Crypto Market Faces a Sharp Drop as Economic Data Shakes Confidence

January 08, 2025 09:03 AM PST | By Team Kalkine Media
 Crypto Market Faces a Sharp Drop as Economic Data Shakes Confidence
Image source: Shutterstock

Highlights

  • Bitcoin drops 5% following strong economic data.
  • Ripple partners with Chainlink to bring RLUSD to Ethereum and XRP Ledger.
  • Meme coins, including Dogecoin, face sharp declines amid market volatility.

The cryptocurrency market has faced unexpected turbulence as Bitcoin drops 5%, shaking off the optimism from recent highs. Strong U.S. economic data has raised concerns over interest rate decisions, while meme coins, including Dogecoin, suffer from steep losses. Amidst these shifts, Ripple’s partnership with Chainlink introduces new possibilities for decentralized finance. Cryptocurrency remains a volatile yet evolving asset class.

The Crypto Market Faces Uncertainty Amid Economic Data

Cryptocurrency markets have experienced turbulence recently, with Bitcoin’s 5% drop catching many by surprise. After enjoying a period of six-figure prices, Bitcoin’s sudden dip is a reminder that the volatile nature of the crypto market can shift swiftly. The unexpected drop can be attributed to strong economic numbers in the U.S. that have had a ripple effect across global financial markets.

Economic Data Fuels Market Concerns

Strong economic indicators, particularly from Wall Street, have raised concerns about the Federal Reserve's approach to interest rates. Many had anticipated a rate cut, but the recent data suggests that the Fed may not be as aggressive in reducing rates as previously thought. This unexpected shift has led to significant market corrections, not only in the stock market but also in the cryptocurrency space.

The crypto community, which had been riding high on the optimism of a possible rate cut, now faces the reality of a potential prolonged period of higher rates. These economic forces remind traders of the unpredictable nature of financial markets, causing short-term corrections in a space known for its volatility.

Arthur Hayes Predicts a Mid-March Peak

Arthur Hayes, a notable figure in the crypto community, has made headlines with his latest prediction. After previously forecasting a market crash during Trump’s presidency, Hayes now suggests that the crypto market has already undergone a significant correction. He forecasts that the market will likely peak in mid-March before facing a severe correction.

His prediction is largely based on the potential increase in dollar liquidity in early 2025, which he believes could overshadow any disappointment in the crypto policies of former President Trump. Hayes’ analysis adds another layer of uncertainty to an already volatile market, with many in the crypto space bracing for what may come in the next few months.

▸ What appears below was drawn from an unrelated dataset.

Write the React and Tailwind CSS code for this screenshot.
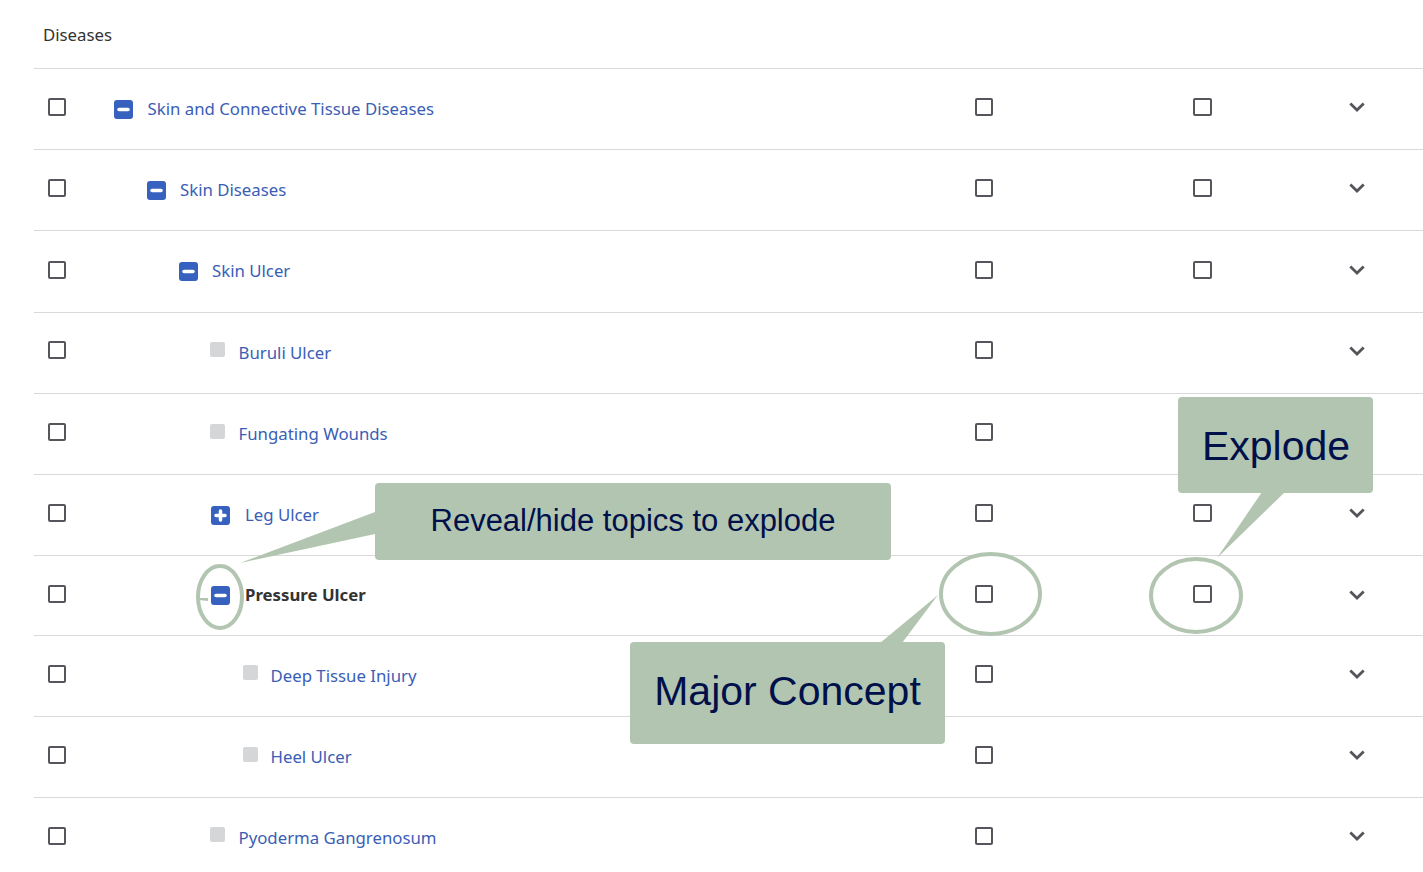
import React from "react";

const rows = [
  { name: "Skin and Connective Tissue Diseases", height: "h-[81px]", pad: "pl-0", gap: "gap-[14.5px]", icon: "minus", explode: true },
  { name: "Skin Diseases", height: "h-[81px]", pad: "pl-[33px]", gap: "gap-[14px]", icon: "minus", explode: true },
  { name: "Skin Ulcer", height: "h-[82px]", pad: "pl-[65px]", gap: "gap-[14px]", icon: "minus", explode: true, text: "pb-[2px]" },
  { name: "Buruli Ulcer", height: "h-[81px]", pad: "pl-[96px]", gap: "gap-[13.5px]", icon: "leaf", check: "mb-[6px]" },
  { name: "Fungating Wounds", height: "h-[81px]", pad: "pl-[96px]", gap: "gap-[13.5px]", icon: "leaf", leaf: "mb-[6px]" },
  { name: "Leg Ulcer", height: "h-[81px]", pad: "pl-[97px]", gap: "gap-[15px]", icon: "plus", explode: true },
  { name: "Pressure Ulcer", height: "h-[80px]", pad: "pl-[97px]", gap: "gap-[15px]", icon: "minus", explode: true, bold: true, text: "pb-[2px]", chevron: "mb-[2px]" },
  { name: "Deep Tissue Injury", height: "h-[81px]", pad: "pl-[129px]", gap: "gap-[12.5px]", icon: "leaf" },
  { name: "Heel Ulcer", height: "h-[81px]", pad: "pl-[129px]", gap: "gap-[12.5px]", icon: "leaf", leaf: "mb-[6px]" },
  { name: "Pyoderma Gangrenosum", height: "h-[81px]", pad: "pl-[96px]", gap: "gap-[13.5px]", icon: "leaf" },
];

const Checkbox = ({ wide, className = "mb-[4px]" }) => (
  <div className={`${wide ? "w-[19px]" : "w-[18px]"} h-[18px] ${className} border-2 border-[#55565b] rounded-[2px] bg-white`} />
);

const TreeIcon = ({ type, leaf = "mb-[8px]" }) => {
  if (type === "leaf") {
    return <div className={`w-[15px] h-[15px] ${leaf} rounded-[2px] bg-[#d5d6d8]`} />;
  }
  return (
    <svg width="19" height="19" viewBox="0 0 19 19" fill="none">
      <rect width="19" height="19" rx="3" fill="#3761be" />
      <path d={type === "plus" ? "M5 9.5H14M9.5 5V14" : "M5 9.5H14"} stroke="white" strokeWidth="3.5" strokeLinecap="round" />
    </svg>
  );
};

const Chevron = ({ className = "mb-[4px]" }) => (
  <svg className={`${className} -ml-[1px]`} width="16" height="10" viewBox="0 0 16 10" fill="none">
    <path d="M1.3 1.5 L8 8 L14.7 1.5" stroke="#55565b" strokeWidth="2.8" />
  </svg>
);

const Row = ({ row }) => (
  <div className={`${row.height} grid grid-cols-[80px_861px_218px_157px_1fr] items-center border-t border-[#d9d9d9]`}>
    <div className="pl-[14px]">
      <Checkbox className={row.check} />
    </div>
    <div className={`flex items-center ${row.pad} ${row.gap}`}>
      <TreeIcon type={row.icon} leaf={row.leaf} />
      {row.bold ? (
        <span className={`font-bold text-[#333333] ${row.text || ""}`}>{row.name}</span>
      ) : (
        <span className={`text-[#3a5eb5] ${row.text || ""}`}>{row.name}</span>
      )}
    </div>
    <div>
      <Checkbox className={row.check} />
    </div>
    <div>{row.explode && <Checkbox wide />}</div>
    <div>
      <Chevron className={row.chevron} />
    </div>
  </div>
);

const Callouts = () => (
  <>
    <svg className="absolute left-0 top-0" width="1423" height="872" viewBox="0 0 1423 872" fill="none">
      <polygon points="375,512 375,534 240,563" fill="#b2c5b0" />
      <polygon points="1262,492 1285,492 1217,558" fill="#b2c5b0" />
      <polygon points="938,595 880,643 902,643" fill="#b2c5b0" />
      <polygon points="199,598 208,598 208,601 199,600" fill="#b2c5b0" />
      <ellipse cx="220" cy="597" rx="22" ry="31" stroke="#b2c5b0" strokeWidth="4" />
      <ellipse cx="990.5" cy="594" rx="49.5" ry="40" stroke="#b2c5b0" strokeWidth="4" />
      <ellipse cx="1196" cy="595.5" rx="45" ry="36.5" stroke="#b2c5b0" strokeWidth="4" />
    </svg>
    <div className="absolute left-[1178px] top-[397px] w-[195px] h-[96px] pt-[3px] pl-[1px] rounded-[4px] bg-[#b2c5b0] flex items-center justify-center font-['Liberation_Sans',sans-serif] text-[41px] text-[#00104a]">
      Explode
    </div>
    <div className="absolute left-[375px] top-[483px] w-[516px] h-[77px] rounded-[4px] bg-[#b2c5b0] flex items-center justify-center font-['Liberation_Sans',sans-serif] text-[31px] text-[#00104a]">
      Reveal/hide topics to explode
    </div>
    <div className="absolute left-[630px] top-[642px] w-[315px] h-[102px] pb-[3px] rounded-[4px] bg-[#b2c5b0] flex items-center justify-center font-['Liberation_Sans',sans-serif] text-[41px] text-[#00104a]">
      Major Concept
    </div>
  </>
);

export default function App() {
  return (
    <div className="relative h-[872px] overflow-hidden bg-white font-['Noto_Sans',sans-serif] text-[16.8px]">
      <div className="pl-[34px]">
        <div className="h-[68px] pl-[9px] pt-[2px] flex items-center text-[#333333]">Diseases</div>
        {rows.map((row) => (
          <Row key={row.name} row={row} />
        ))}
      </div>
      <Callouts />
    </div>
  );
}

Ripple and Chainlink’s Partnership Could Reshape DeFi

In other news, Ripple and Chainlink have formed a partnership that could significantly impact the decentralized finance (DeFi) sector. The two companies are bringing RLUSD, Ripple’s dollar-pegged stablecoin, to both Ethereum and the XRP Ledger. This partnership could help improve real-time price feeds secured by Chainlink’s decentralized oracle network, potentially making it a game-changer for decentralized finance.

With this move, Ripple and Chainlink aim to increase the efficiency and security of smart contract-based platforms, ensuring more accurate and real-time data for DeFi users. The development signals the ongoing evolution of the cryptocurrency landscape, where partnerships and technological advancements are key to expanding the sector's capabilities.

Meme Coins Show Extreme Volatility

While Bitcoin and Ethereum have experienced only minor losses, meme coins have taken a bigger hit. Dogecoin, the most well-known meme coin, saw a 10% drop, but it wasn’t the worst performer. Newer meme tokens like Bonk and Dogwifhat on Solana experienced even steeper declines, with drops as high as 11% to 15%. This stark contrast highlights the high volatility within the meme coin sector, where small market movements can lead to drastic price fluctuations.

ETF Inflows Soar into Bitcoin

Amid these fluctuations, Bitcoin and Ethereum exchange-traded funds (ETFs) have seen significant inflows. In a single day, the two ETFs attracted $1.1 billion, bringing their 2025 total inflows to $1.75 billion in just two trading days. While BlackRock’s IBIT fund has been a dominant player, Fidelity’s Bitcoin fund has recently pulled in remarkable amounts, including $370 million in a single day. This surge in ETF interest reflects growing institutional interest in cryptocurrencies, particularly Bitcoin, as a financial asset.